Now, let us examine the operation of Equation (3A) using the probability density function P(x) described above. Equation (3A) includes a process for raising the amplitude |X(f, τ)| of the audio signal x(t) (to the Kth power), a process for subtracting the Kth power of the amplitude |N(f, τ)| of the noise component n(t), and a process for obtaining a (Kth) root of a value obtained by subtracting the Kth power of the amplitude |N(f, τ)|. The following description focuses on how the probability density function P(x) changes in each process.

(A) Raising Process

The probability distribution D1 of the probability density function P(x) before the suppression process is changed to a probability distribution D2 of FIG. 2(B) through the raising process (to the Kth power) in Equation (3A). When a function g of the probability variable x is assumed, a probability density function P(y) (y=g(x)) representing the changed probability distribution D2 is expressed by the following Equation (8).

P(y)=P(g⁻¹(y))|J| (8)

A symbol |J| in Equation (8) denotes a Jacobian defined by the following Equation (9).

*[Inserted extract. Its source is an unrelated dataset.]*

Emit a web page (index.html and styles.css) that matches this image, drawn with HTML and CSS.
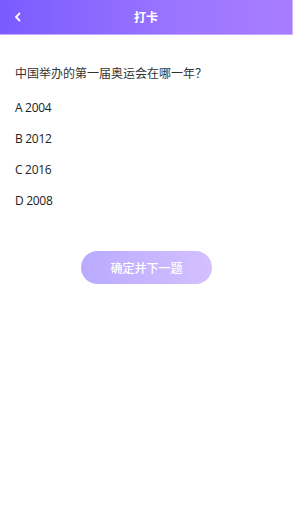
FILE: index.html
```html
<!DOCTYPE html>
<html lang="zh">
<head>
<meta charset="utf-8">
<link rel="stylesheet" href="styles.css">
</head>
<body>
<div class="page">
  <header class="header">
    <span class="back">
      <svg width="8" height="10" viewBox="0 0 8 10"><path d="M5.5 1.5 L2 5 L5.5 8.5" fill="none" stroke="#fff" stroke-width="1.8" stroke-linecap="round" stroke-linejoin="round"/></svg>
    </span>
    <span class="title">打卡</span>
  </header>
  <main class="content">
    <p class="question">中国举办的第一届奥运会在哪一年？</p>
    <ul class="options">
      <li>A 2004</li>
      <li>B 2012</li>
      <li>C 2016</li>
      <li>D 2008</li>
    </ul>
  </main>
  <div class="actions">
    <button class="next">确定并下一题</button>
  </div>
</div>
</body>
</html>
```
FILE: styles.css
```css
html, body {
  margin: 0;
  padding: 0;
  background: #fff;
}
body {
  font-family: "Noto Sans CJK SC", "Noto Sans", sans-serif;
  color: #333;
}
.page {
  width: 293px;
  min-height: 520px;
}
.header {
  position: relative;
  height: 35px;
  display: flex;
  align-items: center;
  justify-content: center;
  background: linear-gradient(90deg, #7a5bff 0%, #9a75ff 60%, #a97dff 100%);
  border-bottom: 1px solid #c2aaff;
  border-right: 1px solid #c9b3ff;
  box-sizing: border-box;
}
.back {
  position: absolute;
  left: 14px;
  top: 12px;
  display: flex;
}
.title {
  color: #fff;
  font-size: 12px;
  font-weight: bold;
  line-height: 1;
}
.content {
  padding: 0 15px;
}
.question {
  margin: 29px 0 0;
  font-size: 12px;
  line-height: 17px;
  color: #333;
}
.options {
  list-style: none;
  margin: 18px 0 0;
  padding: 0;
  display: flex;
  flex-direction: column;
  gap: 14px;
}
.options li {
  font-family: "Open Sans", "Noto Sans", sans-serif;
  font-size: 12px;
  line-height: 17px;
  color: #222;
  letter-spacing: -0.3px;
}
.actions {
  display: flex;
  justify-content: center;
  margin-top: 42px;
}
.next {
  width: 131px;
  height: 33px;
  border: none;
  border-radius: 17px;
  background: linear-gradient(90deg, #b9aaff 0%, #d4c0ff 100%);
  color: #fff;
  font-family: "Noto Sans CJK SC", sans-serif;
  font-size: 12px;
  font-weight: 500;
  padding: 0;
}
```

$\begin{matrix} \langle J \rangle = \langle \frac{\partial g^{- 1}}{\partial y} \rangle & (9) \end{matrix}$

The above calculation is applied to the probability density function P(x) of the audio signal x(t). When the exponent K in Equation (3A) is replaced with a variable 2n (K=2n) while taking into consideration the fact that the probability variable x represents the power (|X(f, τ)|²), a probability variable y obtained through conversion of the probability variable x by the above function g corresponds to the nth power of the probability variable x (i.e., y=xⁿ). Thus, the Jacobian |J| is expressed by the following Equation (10).

$\begin{matrix} \langle J \rangle = \langle \frac{\partial x}{\partial y} \rangle = \langle \frac{1}{{nx}^{n - 1}} \rangle = \langle \frac{1}{{ny}^{(n - 1) / n}} \rangle & (10) \end{matrix}$

Accordingly, the probability density function P(y) obtained through the raising process (to the Kth power) in Equation (3A) (i.e., the probability distribution D2 of FIG. 2(B)) is expressed by the following Equation (11).

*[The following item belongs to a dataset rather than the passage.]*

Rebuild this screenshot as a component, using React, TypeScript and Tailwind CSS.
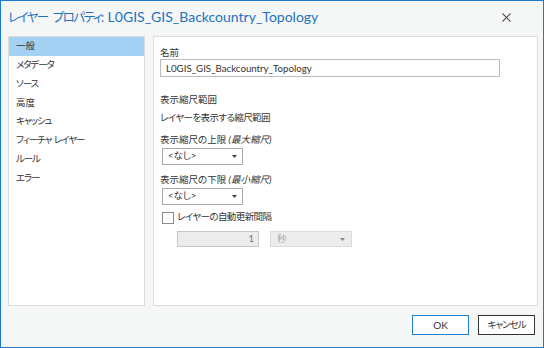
import React from "react";

const jp = "font-['Lato','Noto_Sans_CJK_JP',sans-serif] [font-feature-settings:'palt']";

function Arrow({ color = "#444" }: { color?: string }) {
  return (
    <svg width="5" height="3" viewBox="0 0 5 3">
      <path d="M0 0h5L2.5 3z" fill={color} />
    </svg>
  );
}

export default function App() {
  const items: [string, boolean][] = [
    ["一般", false],
    ["メタデータ", true],
    ["ソース", true],
    ["高度", false],
    ["キャッシュ", true],
    ["フィーチャ\u00a0\u00a0レイヤー", true],
    ["ルール", true],
    ["エラー", true],
  ];
  return (
    <div className={`w-[544px] h-[348px] border border-[#1b7ac9] bg-[#f5f6f6] flex flex-col text-[#333] ${jp}`}>
      <div className="h-[35px] flex items-center pl-[7px] pr-[32px] justify-between">
        <span className="text-[#1e73be] leading-none -mt-[3px] whitespace-nowrap flex items-baseline">
          <span className="text-[12.5px] tracking-[-1.5px]">レイヤー</span>
          <span className="inline-block w-[5px]" />
          <span className="text-[12.5px] tracking-[-1.5px]">プロパティ:</span>
          <span className="inline-block w-[5px]" />
          <span className="text-[14px]">L0GIS_GIS_Backcountry_Topology</span>
        </span>
        <svg width="9" height="9" viewBox="0 0 9 9" className="-mt-[3px]">
          <path d="M0.5 0.5L8.5 8.5M8.5 0.5L0.5 8.5" stroke="#555" strokeWidth="1.1" />
        </svg>
      </div>
      <div className="flex pl-[7px] gap-[8px] h-[270px]">
        <div className="w-[137px] h-full bg-white border border-[#dcdcdc] flex flex-col">
          {items.map(([t, kana], i) => (
            <div
              key={t}
              className={`h-[18.75px] flex items-center pl-[7px] text-[9.5px] ${kana ? "tracking-[-1.1px]" : ""} ${i === 0 ? "bg-[#a4d2f4]" : ""}`}
            >
              {t}
            </div>
          ))}
        </div>
        <div className="w-[385px] h-full bg-white border border-[#dcdcdc] flex flex-col pl-[6px] text-[9.5px]">
          <div className="mt-[9px] h-[13px] leading-[13px]">名前</div>
          <div className="w-[340px] h-[18px] border border-[#bcbcbc] flex items-center pl-[5px] text-[9.7px]">
            L0GIS_GIS_Backcountry_Topology
          </div>
          <div className="mt-[16px] h-[13px] leading-[13px]">表示縮尺範囲</div>
          <div className="mt-[5px] h-[13px] leading-[13px] tracking-[-0.6px]">レイヤーを表示する縮尺範囲</div>
          <div className="mt-[9px] h-[13px] leading-[13px]">
            表示縮尺の上限 <span className="italic">(最大縮尺)</span>
          </div>
          <div className="mt-[2px] ml-[2px] w-[81px] h-[17px] border border-[#aaa] bg-white flex items-center justify-between pl-[5px] pr-[5px]">
            <span>&lt;なし&gt;</span>
            <Arrow />
          </div>
          <div className="mt-[8px] h-[13px] leading-[13px]">
            表示縮尺の下限 <span className="italic">(最小縮尺)</span>
          </div>
          <div className="mt-[2px] ml-[2px] w-[81px] h-[17px] border border-[#aaa] bg-white flex items-center justify-between pl-[5px] pr-[5px]">
            <span>&lt;なし&gt;</span>
            <Arrow />
          </div>
          <div className="mt-[6px] ml-[2px] flex items-center h-[13px]">
            <div className="w-[12px] h-[12px] border border-[#888] bg-white" />
            <span className="ml-[3px] tracking-[-0.6px]">レイヤーの自動更新間隔</span>
          </div>
          <div className="mt-[7px] ml-[17px] flex items-center gap-[11px]">
            <div className="w-[82px] h-[16px] border border-[#c6c6c6] bg-[#ececec] flex items-center justify-end pr-[4px] text-[#777]">
              1
            </div>
            <div className="w-[82px] h-[16px] border border-[#dcdcdc] bg-[#ececec] flex items-center justify-between pl-[6px] pr-[6px] text-[#aaa]">
              <span>秒</span>
              <Arrow color="#888" />
            </div>
          </div>
        </div>
      </div>
      <div className="flex justify-end gap-[9px] pr-[8px] mt-[9px]">
        <button className="w-[57px] h-[20px] border border-[#1e7fd6] bg-white text-[10px] text-[#333] flex items-center justify-center">
          OK
        </button>
        <button className="w-[57px] h-[20px] border border-[#333] bg-white text-[9.5px] tracking-[-1px] text-[#333] flex items-center justify-center">
          キャンセル
        </button>
      </div>
    </div>
  );
}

$\begin{matrix} P (y) = P (x) \langle J \rangle = \frac{y^{α / n - 1} \exp (- y^{1 / n} / θ)}{n Γ (α) θ^{α}} & (11) \end{matrix}$

Next, let us examine an expected value E[y] (Eτ[|N(f, τ)|^K]) obtained through the raising process (to the Kth power) of the amplitude |N(f, τ)| of the noise component n(t) in Equation (3A). The expected value E[y] is expressed by the following Equation (12) using the above Equation (11).

$\begin{matrix} \begin{matrix} E [y] = \int_{0}^{\infty} yP (y) \partial y \\ = \int_{0}^{\infty} \frac{y^{α / n} \exp (- y^{1 / n} / θ)}{n Γ (α) θ^{α}} \partial y \end{matrix} & (12) \end{matrix}$

The following Equation (13) is derived by performing integration by substitution using a variable y^1/n/θ in Equation (12) as a basic variable u (dy=nθ(θu)ⁿ⁻¹du). The following Equation (14) is derived by applying Equation (7) to Equation (13).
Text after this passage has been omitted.